“Full-time employment” has traditionally been defined as working at least 40 hours per week. But in its effort to help millions of uninsured Americans obtain health insurance, the Obama administration decreed that, under Obamacare, full-time employment is classified as working at least 30 hours per week. This is the crux of the employer mandate — businesses with at least 50 employees must provide health insurance to those who work at least 30 hours per week or pay a hefty fine.
In terms of unpopularity, the employer mandate is second only to the individual mandate. Many employers have cut back on workers’ hours in order to avoid having to provide them health insurance, which has had an obvious adverse affect on the workers themselves. In order to lighten the blow of this mandate, a bipartisan group of senators introduced legislation Wednesday that would change the definition of “full-time employment” under Obamacare from 30 hours per week to the traditional 40 hours:
The Senate bill’s co-sponsors, Sens. Lamar Alexander, R-Tenn.; Susan Collins, R-Maine; Lisa Murkowski, R-Alaska; Joe Donnelly, D-Ind.; and Joe Manchin, D-W.Va., said the provision had resulted in an even more perverse incentive: to reduce employee hours to just 29 a week.
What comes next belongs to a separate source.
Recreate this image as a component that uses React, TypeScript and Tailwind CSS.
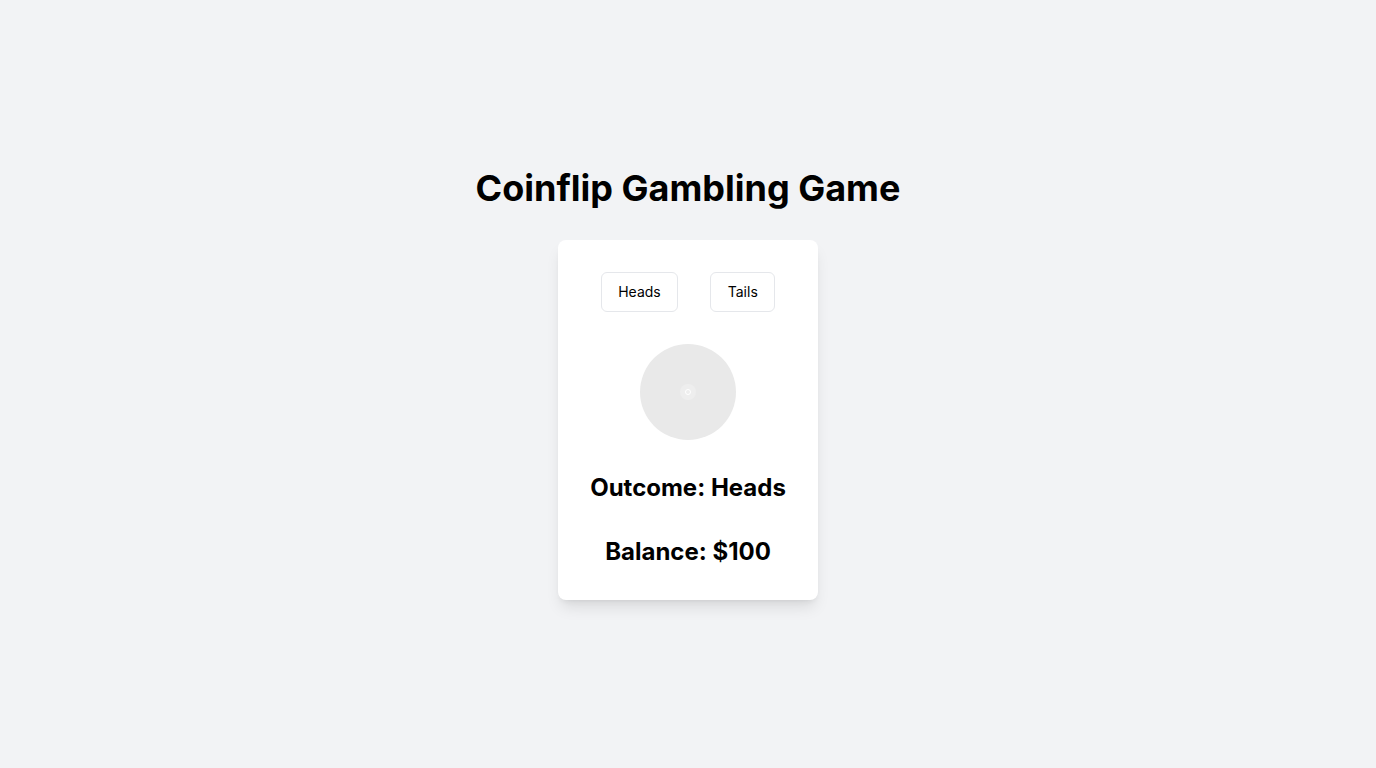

“From grocery store employees to school cafeteria managers to adjunct professors at colleges, part-time workers across many industries have seen their hours cut to comply with the healthcare law,” Donnelly said.
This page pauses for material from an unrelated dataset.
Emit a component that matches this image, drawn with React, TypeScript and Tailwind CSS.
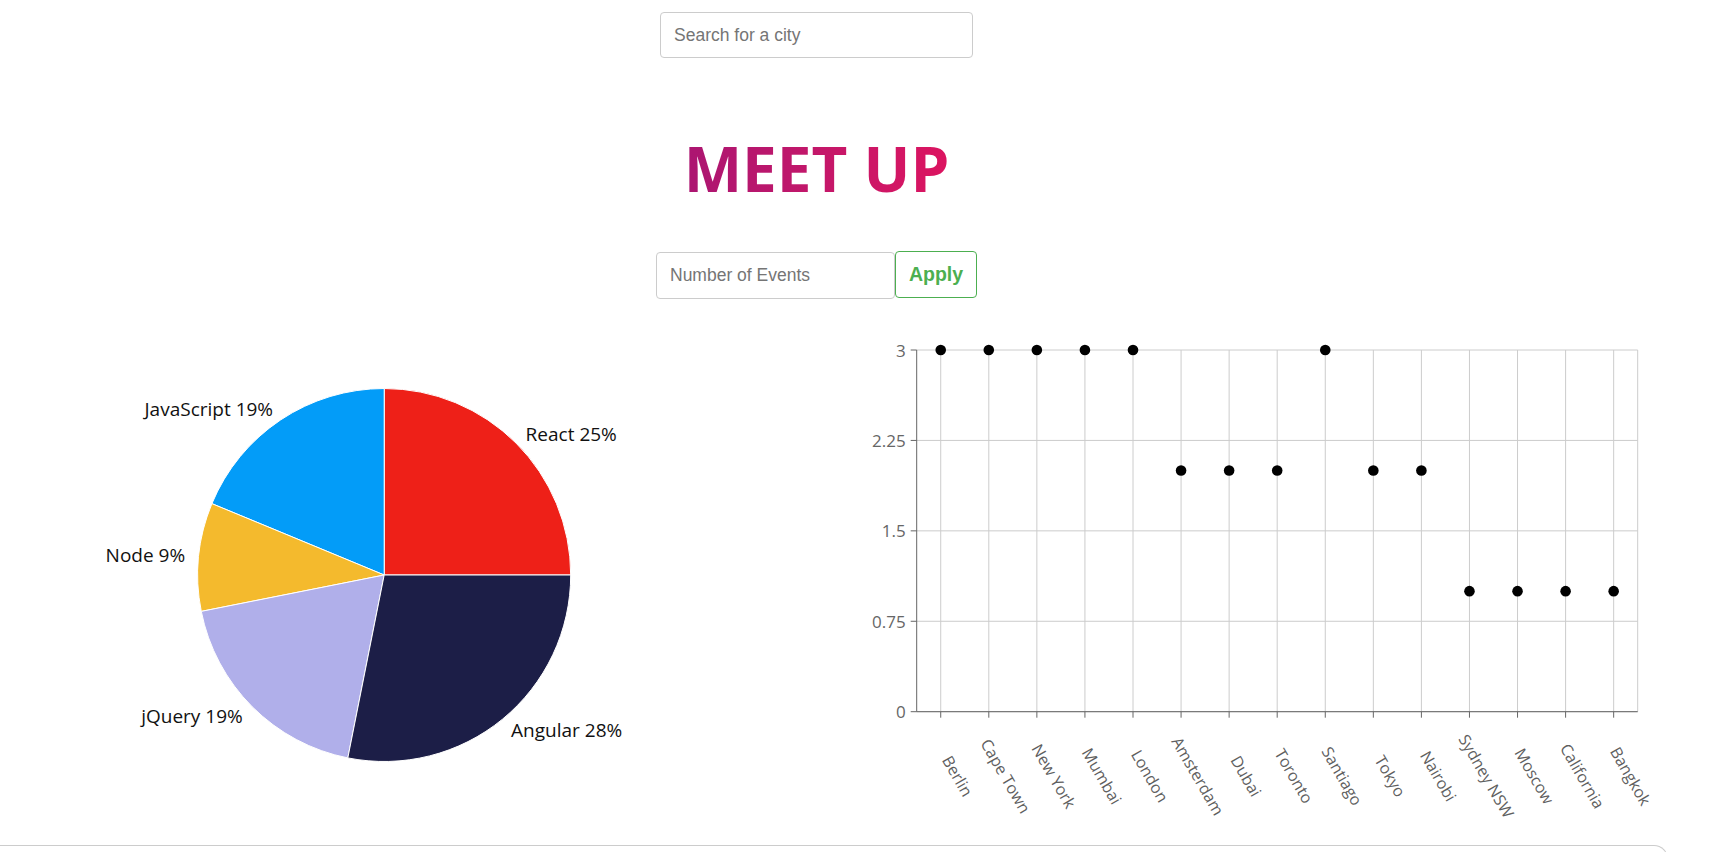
import React from "react";

const genres = [
  { name: "React", value: 8, color: "#ee2018" },
  { name: "JavaScript", value: 6, color: "#039cf8" },
  { name: "Node", value: 3, color: "#f4ba2d" },
  { name: "jQuery", value: 6, color: "#b0afea" },
  { name: "Angular", value: 9, color: "#1c1e47" },
];

const cities = [
  { city: "Berlin", count: 3 },
  { city: "Cape Town", count: 3 },
  { city: "New York", count: 3 },
  { city: "Mumbai", count: 3 },
  { city: "London", count: 3 },
  { city: "Amsterdam", count: 2 },
  { city: "Dubai", count: 2 },
  { city: "Toronto", count: 2 },
  { city: "Santiago", count: 3 },
  { city: "Tokyo", count: 2 },
  { city: "Nairobi", count: 2 },
  { city: "Sydney NSW", count: 1 },
  { city: "Moscow", count: 1 },
  { city: "California", count: 1 },
  { city: "Bangkok", count: 1 },
];

// ================================
// Pie chart (event genres)
// ================================
function GenrePie() {
  const cx = 384.2;
  const cy = 265;
  const r = 186.5;
  const labelR = 200;
  const total = genres.reduce((s, g) => s + g.value, 0);

  const pt = (deg: number, rad: number) => {
    const a = (deg * Math.PI) / 180;
    return [cx + rad * Math.cos(a), cy - rad * Math.sin(a)];
  };

  let start = 0;
  const slices = genres.map((g) => {
    const sweep = (g.value / total) * 360;
    const end = start + sweep;
    const [x0, y0] = pt(start, r);
    const [x1, y1] = pt(end, r);
    const mid = start + sweep / 2;
    const [lx, ly] = pt(mid, labelR);
    const d = `M${cx},${cy} L${x0},${y0} A${r},${r} 0 ${sweep > 180 ? 1 : 0} 0 ${x1},${y1} Z`;
    const anchor = Math.cos((mid * Math.PI) / 180) >= 0 ? "start" : "end";
    const pct = Math.round((g.value / total) * 100);
    start = end;
    return { ...g, d, lx, ly, anchor, pct };
  });

  return (
    <svg width={816} height={530} className="shrink-0">
      {slices.map((s) => (
        <path key={s.name} d={s.d} fill={s.color} stroke="#fff" strokeWidth={1} />
      ))}
      {slices.map((s) => (
        <text
          key={s.name + "-label"}
          x={s.lx}
          y={s.ly}
          textAnchor={s.anchor}
          dominantBaseline="central"
          fill="#111"
          fontSize={19}
          fontFamily="'Open Sans', sans-serif"
        >
          {s.name} {s.pct}%
        </text>
      ))}
    </svg>
  );
}

// ================================
// Scatter chart (events per city)
// ================================
function CityScatter() {
  const left = 100.7;
  const right = 821.7;
  const top = 40;
  const bottom = 401.7;
  const band = (right - left) / cities.length;
  const yOf = (v: number) => bottom - (v / 3) * (bottom - top);
  const yTicks = [0, 0.75, 1.5, 2.25, 3];
  const font = "'Open Sans', sans-serif";

  return (
    <svg width={852} height={530} className="shrink-0">
      {/* grid */}
      {yTicks.map((t) => (
        <line key={"h" + t} x1={left} x2={right} y1={yOf(t)} y2={yOf(t)} stroke="#ccc" />
      ))}
      {cities.map((c, i) => {
        const x = left + band * (i + 0.5);
        return <line key={"v" + c.city} x1={x} x2={x} y1={top} y2={bottom} stroke="#ccc" />;
      })}
      <line x1={right} x2={right} y1={top} y2={bottom} stroke="#ccc" />

      {/* y axis */}
      <line x1={left} x2={left} y1={top} y2={bottom} stroke="#666" />
      {yTicks.map((t) => (
        <g key={"yt" + t}>
          <line x1={left - 6} x2={left} y1={yOf(t)} y2={yOf(t)} stroke="#666" />
          <text
            x={left - 11}
            y={yOf(t)}
            textAnchor="end"
            dominantBaseline="central"
            fill="#666"
            fontSize={17}
            fontFamily={font}
          >
            {t}
          </text>
        </g>
      ))}

      {/* x axis */}
      <line x1={left} x2={right} y1={bottom} y2={bottom} stroke="#666" />
      {cities.map((c, i) => {
        const x = left + band * (i + 0.5);
        const lx = x + 17;
        const ly = 466;
        return (
          <g key={"xt" + c.city}>
            <line x1={x} x2={x} y1={bottom} y2={bottom + 6} stroke="#666" />
            <text
              x={lx}
              y={ly}
              textAnchor="middle"
              dominantBaseline="central"
              fill="#5f5f5f"
              fontSize={16}
              fontFamily={font}
              transform={`rotate(60 ${lx} ${ly})`}
            >
              {c.city}
            </text>
          </g>
        );
      })}

      {/* points */}
      {cities.map((c, i) => (
        <circle key={"p" + c.city} cx={left + band * (i + 0.5)} cy={yOf(c.count)} r={5.3} fill="#000" />
      ))}
    </svg>
  );
}

export default function App() {
  return (
    <div className="min-h-[852px] bg-white overflow-hidden font-['Liberation_Sans',Arial,sans-serif]">
      <div className="w-[1633px] flex flex-col items-center">
        {/* City search */}
        <input
          type="text"
          placeholder="Search for a city"
          className="mt-[12px] w-[313px] h-[46px] px-[13px] border border-[#cccccc] rounded-[4px] text-[17.5px] text-[#333] placeholder:text-[#757575] outline-none"
        />

        <h1 className="mt-[79px] h-[62px] text-[62px] leading-[62px] font-bold font-['Open_Sans',sans-serif] bg-gradient-to-r from-[#ab1571] to-[#dc1460] bg-clip-text text-transparent">
          MEET UP
        </h1>

        {/* Number of events */}
        <div className="mt-[52px] flex items-start">
          <input
            type="text"
            placeholder="Number of Events"
            className="mt-[1px] w-[239px] h-[47px] px-[13px] border border-[#cccccc] rounded-[4px] text-[17.5px] text-[#333] placeholder:text-[#757575] outline-none"
          />
          <button className="w-[82px] h-[47px] border border-[#4caf50] rounded-[4px] bg-white text-[#4caf50] font-bold text-[19.5px]">
            Apply
          </button>
        </div>
      </div>

      {/* Charts */}
      <div className="mt-[11px] flex">
        <GenrePie />
        <CityScatter />
      </div>

      {/* Footer box */}
      <div className="mt-[5px] w-[1668px] h-[20px] border-t border-r border-[#cccccc] rounded-tr-[14px]" />
    </div>
  );
}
Collins said the concerns were not hypothetical: “[M]ore than 450 employers have already cut work hours or staffing levels in response to the law as of September 2013. Employees of for-profit businesses are not the only ones who are threatened by this illogical definition of full-time work,” she said. Collins was citing data first reported last September by Investor’s Business Daily, which analyzed Labor Department data.
A companion bill will be voted on in the House, possibly Thursday. Unfortunately, the White House has said it would veto any such legislation.